§ Given task
The lines from the top of the material through the line with "const MARKETS = ['沪深', '北证/新三板'];" are to be set down exactly. Leave the pictures out.

>>>

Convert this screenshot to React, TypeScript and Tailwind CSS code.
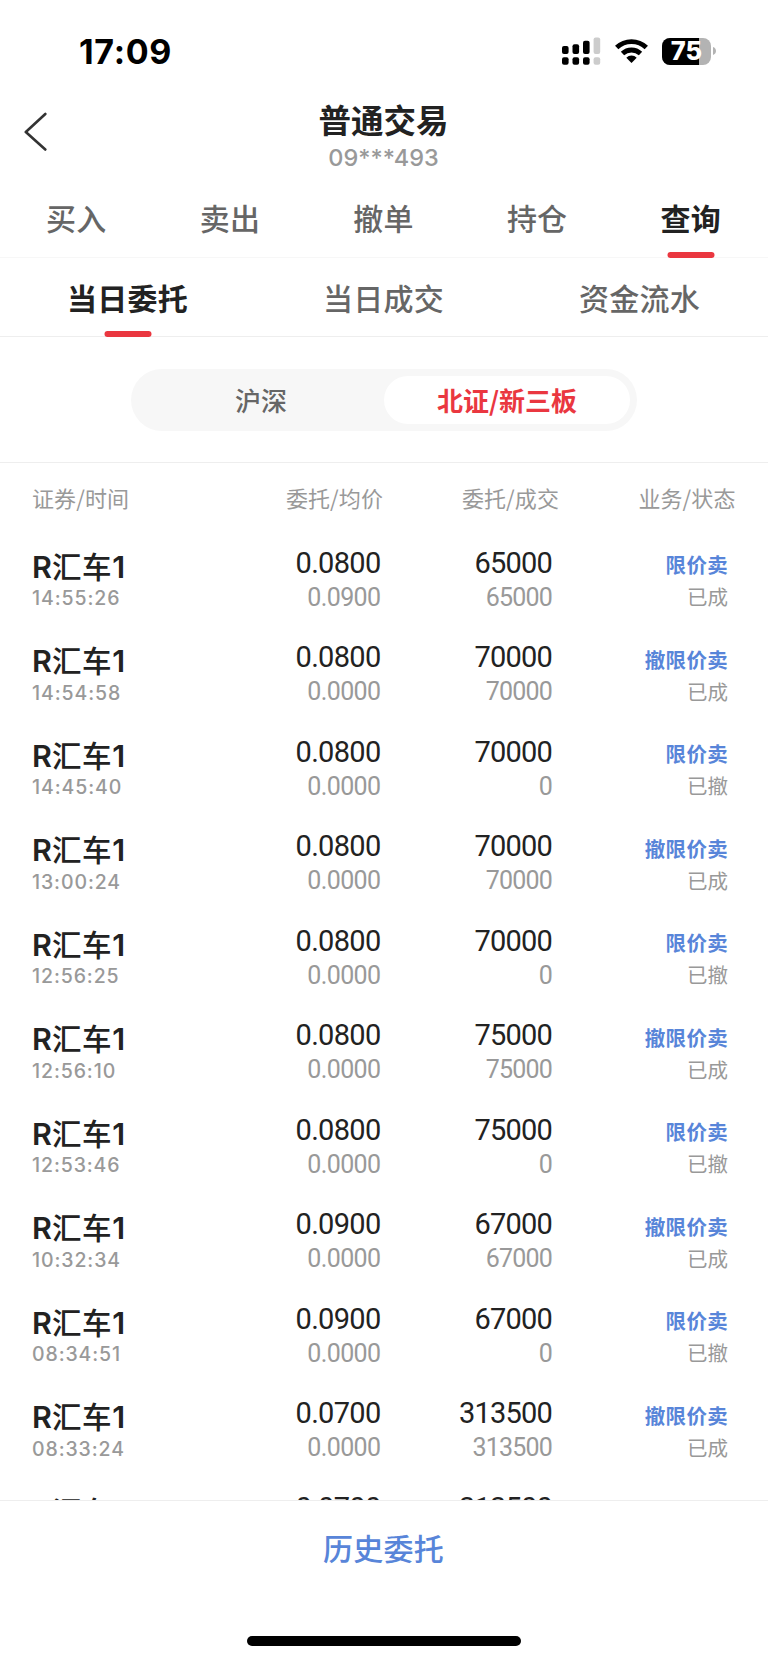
import { useState } from 'react';
import clsx from 'clsx';

type Order = {
    time: string;
    price: string;
    avgPrice: string;
    amount: string;
    dealt: string;
    type: string;
    status: string;
};

const MAIN_TABS = ['买入', '卖出', '撤单', '持仓', '查询'];
const QUERY_TABS = ['当日委托', '当日成交', '资金流水'];
const MARKETS = ['沪深', '北证/新三板'];

const ORDERS: Order[] = [
    { time: '14:55:26', price: '0.0800', avgPrice: '0.0900', amount: '65000', dealt: '65000', type: '限价卖', status: '已成' },
    { time: '14:54:58', price: '0.0800', avgPrice: '0.0000', amount: '70000', dealt: '70000', type: '撤限价卖', status: '已成' },
    { time: '14:45:40', price: '0.0800', avgPrice: '0.0000', amount: '70000', dealt: '0', type: '限价卖', status: '已撤' },
    { time: '13:00:24', price: '0.0800', avgPrice: '0.0000', amount: '70000', dealt: '70000', type: '撤限价卖', status: '已成' },
    { time: '12:56:25', price: '0.0800', avgPrice: '0.0000', amount: '70000', dealt: '0', type: '限价卖', status: '已撤' },
    { time: '12:56:10', price: '0.0800', avgPrice: '0.0000', amount: '75000', dealt: '75000', type: '撤限价卖', status: '已成' },
    { time: '12:53:46', price: '0.0800', avgPrice: '0.0000', amount: '75000', dealt: '0', type: '限价卖', status: '已撤' },
    { time: '10:32:34', price: '0.0900', avgPrice: '0.0000', amount: '67000', dealt: '67000', type: '撤限价卖', status: '已成' },
    { time: '08:34:51', price: '0.0900', avgPrice: '0.0000', amount: '67000', dealt: '0', type: '限价卖', status: '已撤' },
    { time: '08:33:24', price: '0.0700', avgPrice: '0.0000', amount: '313500', dealt: '313500', type: '撤限价卖', status: '已成' },
    { time: '08:33:02', price: '0.0700', avgPrice: '0.0000', amount: '313500', dealt: '0', type: '限价卖', status: '已撤' },
];

function StatusBar() {
    return (
        <div className="flex h-[102px] shrink-0 items-center justify-between pr-[52px] pl-[79px]">
            <span className="pt-px text-[34px] leading-none font-bold tracking-[0.7px] text-black">17:09</span>
            <div className="flex items-center">
                {/* Dual SIM signal */}
                <svg width="39" height="28" viewBox="0 0 39 28">
                    <rect x="0" y="9" width="6.6" height="8" rx="2" />
                    <rect x="10.5" y="7.2" width="6.6" height="9.8" rx="2" />
                    <rect x="21" y="3.8" width="6.6" height="13.2" rx="2" />
                    <rect x="31.6" y="0.4" width="6.6" height="16.6" rx="2" fill="#cccccc" />
                    <rect x="0" y="20.3" width="6.6" height="7.4" rx="2" />
                    <rect x="10.5" y="20.3" width="6.6" height="7.4" rx="2" />
                    <rect x="21" y="20.3" width="6.6" height="7.4" rx="2" />
                    <rect x="31.6" y="20.3" width="6.6" height="7.4" rx="2" fill="#cccccc" />
                </svg>
                <svg className="ml-[14px]" width="33" height="24" viewBox="0 0 33 24">
                    <path d="M1.7 8.6a21.3 21.3 0 0 1 29.6 0" fill="none" stroke="#000" strokeWidth="4.8" />
                    <path d="M7.5 14.6a13 13 0 0 1 18 0" fill="none" stroke="#000" strokeWidth="4.8" />
                    <path d="M16.5 24l-5.2-5.3a7.4 7.4 0 0 1 10.4 0z" />
                </svg>
                {/* Battery */}
                <div className="relative ml-[14px] flex h-[27px] w-[49px] items-center justify-center overflow-hidden rounded-[8px] bg-[#b3b3b3]">
                    <div className="absolute inset-y-0 left-0 w-[37px] bg-black" />
                    <span className="relative text-[25.5px] leading-none font-extrabold text-white">75</span>
                </div>
                <svg className="ml-[2px]" width="3" height="8" viewBox="0 0 3 8">
                    <path d="M0 0c1.8.6 3 2.2 3 4S1.8 7.4 0 8z" fill="#b3b3b3" />
                </svg>
            </div>
        </div>
    );
}

function Header() {
    return (
        <div className="flex h-[81px] shrink-0 items-start">
            <button className="w-[100px] pt-[10px] pl-[24px]">
                <svg width="24" height="40" viewBox="0 0 24 40" fill="none" stroke="#333" strokeWidth="2.6" strokeLinecap="round" strokeLinejoin="round">
                    <path d="M21.3 2L1.8 20l19.5 17.5" />
                </svg>
            </button>
            <div className="flex flex-1 flex-col items-center pt-px pr-px">
                <h1 className="h-[37px] text-[32.5px] leading-[38px] font-bold text-[#222]">普通交易</h1>
                <p className="h-[36px] text-[23.5px] leading-[36px] font-medium text-[#999]">09***493</p>
            </div>
            <div className="w-[100px]" />
        </div>
    );
}

function TabBar({ tabs, active, onChange, className }: { tabs: string[]; active: string; onChange: (tab: string) => void; className?: string }) {
    return (
        <div className={clsx('flex shrink-0 border-b', className)}>
            {tabs.map(tab => (
                <button
                    key={tab}
                    onClick={() => onChange(tab)}
                    className={clsx(
                        'relative flex flex-1 items-center justify-center pr-px text-[30px] leading-none tracking-[0.2px]',
                        tab === active ? 'font-bold text-[#222]' : 'font-medium text-[#666]'
                    )}
                >
                    {tab}
                    {tab === active && (
                        <span className="absolute -bottom-px left-1/2 h-[6px] w-[47px] -translate-x-1/2 rounded-[3px] bg-[#ea3740]" />
                    )}
                </button>
            ))}
        </div>
    );
}

function OrderRow({ order }: { order: Order }) {
    return (
        <div className="flex h-[94.5px] shrink-0 items-start pl-[32px]">
            <div className="w-[148px]">
                <div className="mt-[17.5px] h-[38px] text-[30.5px] leading-[38px] font-semibold text-[#222]">
                    R<span className="text-[29.5px] font-medium tracking-[0.7px]">汇车</span>1
                </div>
                <div className="h-[24px] pt-[0.5px] text-[19.5px] leading-[24px] font-medium tracking-[0.9px] text-[#999]">{order.time}</div>
            </div>
            <div className="w-[200.5px] text-right font-['Roboto']">
                <div className="mt-[14.5px] h-[36px] text-[29px] leading-[36px] font-[450] tracking-[-0.7px] text-[#222]">{order.price}</div>
                <div className="h-[34px] text-[25px] leading-[34px] tracking-[-0.6px] text-[#999]">{order.avgPrice}</div>
            </div>
            <div className="w-[171.5px] text-right font-['Roboto']">
                <div className="mt-[14.5px] h-[36px] text-[29px] leading-[36px] font-[450] tracking-[-0.8px] text-[#222]">{order.amount}</div>
                <div className="h-[34px] text-[25px] leading-[34px] tracking-[-0.8px] text-[#999]">{order.dealt}</div>
            </div>
            <div className="w-[176px] text-right">
                <div className="mt-[19px] h-[34px] text-[20.5px] leading-[34px] font-bold tracking-[0.3px] text-[#5885d9]">{order.type}</div>
                <div className="h-[30px] text-[20.5px] leading-[30px] text-[#999]">{order.status}</div>
            </div>
        </div>
    );
}

export default function App() {
    const [mainTab, setMainTab] = useState('查询');
    const [queryTab, setQueryTab] = useState('当日委托');
    const [market, setMarket] = useState('北证/新三板');

    return (
        <main className="flex h-[1663px] w-[768px] flex-col overflow-hidden bg-white font-['Inter','Noto_Sans_CJK_SC',sans-serif]">
            <StatusBar />
            <Header />
            <TabBar tabs={MAIN_TABS} active={mainTab} onChange={setMainTab} className="h-[75px] border-[#f7f7f7] [&>button]:pb-[2px]" />
            <TabBar tabs={QUERY_TABS} active={queryTab} onChange={setQueryTab} className="h-[79px] border-[#eeeeee] [&>button]:pt-[3px]" />

            {/* Market switch */}
            <div className="flex h-[126px] shrink-0 items-center justify-center border-b border-[#eeeeee]">
                <div className="flex h-[62px] w-[506px] rounded-full bg-[#f7f7f7] p-[7px]">
                    {MARKETS.map(item => (
                        <button
                            key={item}
                            onClick={() => setMarket(item)}
                            className={clsx(
                                "flex flex-1 items-center justify-center rounded-full font-['Noto_Sans_CJK_SC'] text-[26px] leading-none",
                                item === market ? 'bg-white font-bold text-[#ea3740]' : 'font-medium text-[#666]'
                            )}
                        >
                            {item}
                        </button>
                    ))}
                </div>
            </div>

            {/* Column titles */}
            <div className="flex h-[67px] shrink-0 items-center pt-px pl-[32px] font-['Noto_Sans_CJK_SC'] text-[22px] leading-none tracking-[0.1px] text-[#999]">
                <span className="w-[148px]">证券/时间</span>
                <span className="w-[203px] text-right">委托/均价</span>
                <span className="w-[176px] text-right">委托/成交</span>
                <span className="w-[176.5px] text-right">业务/状态</span>
            </div>

            <div className="flex min-h-0 flex-1 flex-col overflow-hidden">
                {ORDERS.map(order => (
                    <OrderRow key={order.time} order={order} />
                ))}
            </div>

            <footer className="flex h-[163px] shrink-0 flex-col items-center border-t border-[#eeeeee]">
                <button className="h-[98px] pr-px pb-[2px] text-[30px] leading-none font-medium tracking-[0.2px] text-[#5885d9]">历史委托</button>
                <div className="mt-[37px] h-[10px] w-[274px] rounded-full bg-black" />
            </footer>
        </main>
    );
}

<<<

§ Right answer
Convert this screenshot to React, TypeScript and Tailwind CSS code.
import { useState } from 'react';
import clsx from 'clsx';

type Order = {
    time: string;
    price: string;
    avgPrice: string;
    amount: string;
    dealt: string;
    type: string;
    status: string;
};

const MAIN_TABS = ['买入', '卖出', '撤单', '持仓', '查询'];
const QUERY_TABS = ['当日委托', '当日成交', '资金流水'];
const MARKETS = ['沪深', '北证/新三板'];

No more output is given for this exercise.